Tensor Learning for Real-World Structural Data

中文版 / Chinese Version

Tensor Learning for Real-World Structural Data

Overview

In real-world physical and engineering systems, data often exhibits high-order (multi-way) structure and an intrinsic low-rank nature. Examples include spatiotemporal measurements, dynamical systems, and complex networks, all of which are naturally represented as tensors. Achieving compact and interpretable representations for such high-order structural data is a core challenge at the intersection of modern AI and scientific computing.

Tensor Learning Roadmap 1

Motivation & Challenges

  • High-Order Structure: Real-world data is rarely simple tabular or sequential data; instead, it is often multi-modal and multi-dimensional (e.g., time, space, frequency, entity-relation).
  • Low-Rank Essence: Despite high dimensionality, the underlying structure can often be well-approximated by low-rank models (e.g., principal components, low-rank decompositions, low-rank perturbations).
  • Need for Compact Representations: Structural data in the physical world demands compact and efficient representations for downstream modeling, reasoning, and generation.
  • Large Model Adaptation & MOE Systems: Modern paradigms such as LoRA (Low-Rank Adaptation) and Mixture of Experts (MOE) leverage low-rank ideas for efficient parameter updates and expert routing, highlighting the universality of low-rank principles.
  • Generative AI for Structure: Incorporating high-order structure and low-rank constraints into generative models (e.g., diffusion models, VAEs, GANs) is key to improving generation quality and physical consistency.

Key Research Directions

1. Low-Rank Decomposition and Dynamic Modeling of High-Order Tensors

  • Goal: Develop low-rank tensor decomposition methods for complex scenarios such as streaming, dynamic, and continuously indexed data.
  • Challenges: Address streaming data, dynamic evolution, irregular observations, noise, and interpretability in real-world settings.
  • Approach: Combine Bayesian inference, neural networks, and physical priors for adaptive modeling of dynamic tensors.
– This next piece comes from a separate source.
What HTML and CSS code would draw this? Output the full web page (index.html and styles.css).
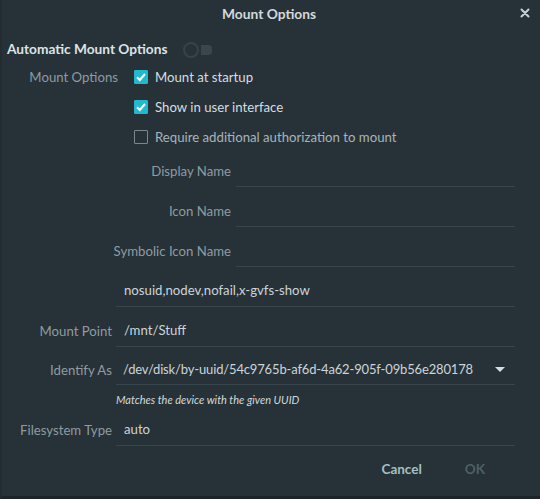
FILE: index.html
```html
<!DOCTYPE html>
<html>
<head>
<meta charset="utf-8">
<link rel="stylesheet" href="styles.css">
</head>
<body>
<div class="window">
  <div class="titlebar">
    <span class="title">Mount Options</span>
    <span class="close">
      <svg width="10" height="10" viewBox="0 0 10 10"><path d="M1.5 1.5 L8.5 8.5 M8.5 1.5 L1.5 8.5" stroke="#c9d1d5" stroke-width="2" stroke-linecap="round"/></svg>
    </span>
  </div>

  <div class="header">
    <span class="heading">Automatic Mount Options</span>
    <span class="switch"><span class="knob"></span><span class="track"></span></span>
  </div>

  <div class="form">
    <div class="label top">Mount Options</div>
    <div class="opts">
      <div class="check-row"><span class="cb checked"><svg width="14" height="14" viewBox="0 0 14 14"><path d="M3 7.2 L5.8 10 L11 4" fill="none" stroke="#fff" stroke-width="2"/></svg></span><span class="ctext">Mount at startup</span></div>
      <div class="check-row"><span class="cb checked"><svg width="14" height="14" viewBox="0 0 14 14"><path d="M3 7.2 L5.8 10 L11 4" fill="none" stroke="#fff" stroke-width="2"/></svg></span><span class="ctext">Show in user interface</span></div>
      <div class="check-row"><span class="cb"></span><span class="ctext dim">Require additional authorization to mount</span></div>
      <div class="subform">
        <div class="label">Display Name</div><div class="entry"></div>
        <div class="label">Icon Name</div><div class="entry"></div>
        <div class="label">Symbolic Icon Name</div><div class="entry"></div>
      </div>
    </div>

    <div></div>
    <div class="entry"><span class="val">nosuid,nodev,nofail,x-gvfs-show</span></div>

    <div class="label">Mount Point</div>
    <div class="entry"><span class="val">/mnt/Stuff</span></div>

    <div class="label">Identify As</div>
    <div class="entry combo"><span class="val">/dev/disk/by-uuid/54c9765b-af6d-4a62-905f-09b56e280178</span><span class="arrow"></span></div>

    <div></div>
    <div class="hint">Matches the device with the given UUID</div>

    <div class="label">Filesystem Type</div>
    <div class="entry"><span class="val">auto</span></div>
  </div>

  <div class="buttons">
    <span class="btn cancel">Cancel</span>
    <span class="btn ok">OK</span>
  </div>
</div>
</body>
</html>
```

FILE: styles.css
```css
html, body {
  margin: 0;
  padding: 0;
  background: #263238;
}
.window {
  width: 540px;
  height: 499px;
  box-sizing: border-box;
  background: #263238;
  font-family: "Lato", "Noto Sans", sans-serif;
  font-size: 13.2px;
  color: #c9d1d5;
  border-bottom: 3px solid #1c252a;
  border-left: 2px solid #222c31;
  display: flex;
  flex-direction: column;
}
.titlebar {
  height: 27px;
  position: relative;
  display: flex;
  align-items: center;
  justify-content: center;
}
.title {
  font-weight: bold;
  font-size: 13.8px;
  color: #d3d9dc;
  margin-left: -4px;
}
.close {
  position: absolute;
  right: 10px;
  top: 8px;
  width: 10px;
  height: 10px;
  display: flex;
}
.header {
  margin-top: 9px;
  height: 24px;
  display: flex;
  align-items: center;
  padding-left: 5px;
}
.heading {
  font-weight: bold;
  font-size: 13.7px;
  color: #dde3e6;
}
.switch {
  margin-left: 16px;
  display: flex;
  align-items: center;
  height: 16px;
  margin-top: 3px;
}
.knob {
  width: 12px;
  height: 12px;
  border: 2px solid #36434a;
  border-radius: 50%;
}
.track {
  width: 11px;
  height: 10px;
  background: #3a464c;
  border-radius: 0 4px 4px 0;
  margin-left: 2px;
}
.form {
  display: grid;
  grid-template-columns: 114px 1fr;
  row-gap: 7px;
  padding-right: 25px;
  margin-top: 2px;
}
.label {
  color: #8f9ba1;
  padding-right: 4px;
  display: flex;
  align-items: center;
  justify-content: flex-end;
  white-space: nowrap;
}
.label.top {
  height: 30px;
  padding-right: 0;
  margin-right: -2px;
}
.opts {
  display: flex;
  flex-direction: column;
  padding-left: 18px;
}
.check-row {
  height: 30px;
  display: flex;
  align-items: center;
}
.cb {
  width: 14px;
  height: 14px;
  box-sizing: border-box;
  border: 1px solid #7b878d;
  border-radius: 1px;
  display: flex;
}
.cb.checked {
  background: #22b8cf;
  border-color: #22b8cf;
}
.cb svg {
  margin: -1px;
}
.ctext {
  margin-left: 7px;
  color: #d6dde0;
}
.ctext.dim {
  color: #a9b4b9;
}
.subform {
  margin-left: -18px;
  margin-top: 2px;
  display: grid;
  grid-template-columns: 120px 1fr;
  row-gap: 7px;
}
.subform .label {
  padding-right: 5px;
}
.entry {
  height: 33px;
  box-sizing: border-box;
  border-bottom: 1px solid #37454c;
  display: flex;
  align-items: center;
  padding-left: 8px;
}
.val {
  color: #cdd4d8;
}
.combo {
  height: 31px;
  padding-left: 7px;
  justify-content: space-between;
  padding-right: 10px;
}
.combo .val {
  white-space: nowrap;
  font-size: 13px;
  letter-spacing: -0.15px;
}
.arrow {
  width: 0;
  height: 0;
  border-left: 5px solid transparent;
  border-right: 5px solid transparent;
  border-top: 5px solid #d5dcdf;
}
.hint {
  font-style: italic;
  font-size: 11px;
  color: #d2d9dc;
  height: 14px;
  display: flex;
  align-items: center;
}
.buttons {
  display: flex;
  justify-content: flex-end;
  align-items: center;
  padding-right: 55px;
  margin-top: 8px;
  height: 30px;
  gap: 43px;
}
.btn {
  font-weight: bold;
  font-size: 13.5px;
}
.cancel {
  color: #a3c0c2;
}
.ok {
  color: #4f6066;
}
```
2. Generative Modeling for Structural Data

  • Goal: Integrate high-order structure and low-rank constraints into generative models, enabling unified modeling of tensors, hypergraphs, and complex dynamics.
  • Approach: Perform low-rank modeling in the latent space, leveraging diffusion processes, variational inference, and other generative techniques.
  • Applications: Molecular structure generation, trajectory prediction, complex network modeling, and more.

3. Low-Rank Principles in Large Model Adaptation and MOE Systems

  • Goal: Harness low-rank ideas to improve parameter efficiency and generalization in large models.
  • Approach: Use LoRA for low-rank gradient projection, low-rank decomposition in expert routing, and parameter-efficient fine-tuning.
  • Significance: Enable efficient adaptation of large models to diverse tasks and domains.

4. Compact Representation for Physical Structural Data

  • Goal: Fuse physical priors with AI methods to achieve compact and interpretable representations for complex real-world structural data.
  • Approach: Generalized low-rank dynamic representations, first-principle-embedded AI models, and multi-modal fusion (frequency, dynamics, physical experiments).

Roadmap

Phase 1: Theory & Method Development (Months 1-6)

  • Review theoretical foundations of high-order tensor decomposition and low-rank modeling
  • Develop algorithms for dynamic/streaming/sparse tensor decomposition
  • Prototype modules for structure-aware generative AI

Phase 2: Multi-Modal Fusion & Physical Priors (Months 7-12)

  • Integrate physical priors and neural networks for improved interpretability and generalization
  • Validate low-rank principles in LoRA, MOE, and large model adaptation
  • Advance generative models for structural data

Phase 3: Real-World Applications & System Integration (Months 13-18)

  • Deploy in real-world scenarios: molecular dynamics, environmental monitoring, complex networks
  • Develop open-source toolkits for the community
  • Publish high-impact papers and drive the research frontier

Technical Innovations

  • Bayesian Low-Rank Tensor Decomposition: Efficient modeling of dynamic tensors via Bayesian inference and low-rank decomposition
  • Structure-Constrained Generative AI: Incorporating high-order structure and low-rank priors into generative models
  • Parameter-Efficient Large Model Adaptation: Low-rank updates in LoRA, MOE, and related paradigms
  • Physics-AI Fusion: Embedding first-principle knowledge and frequency/dynamics analysis for interpretable models

Tensor Learning Roadmap 2

Expected Outcomes

  1. Theoretical Advances: New theory for Bayesian low-rank modeling of high-order tensors
  2. Algorithmic Tools: Efficient algorithms for dynamic, streaming, and sparse tensor decomposition and generative modeling
  3. Open-Source Platform: Generative AI toolkit for structural data
  4. Real-World Impact: Applications in molecular dynamics, environmental science, complex networks, and beyond

This research direction aims to advance compact representation and generative modeling for high-order structural data, bridging AI and the physical world.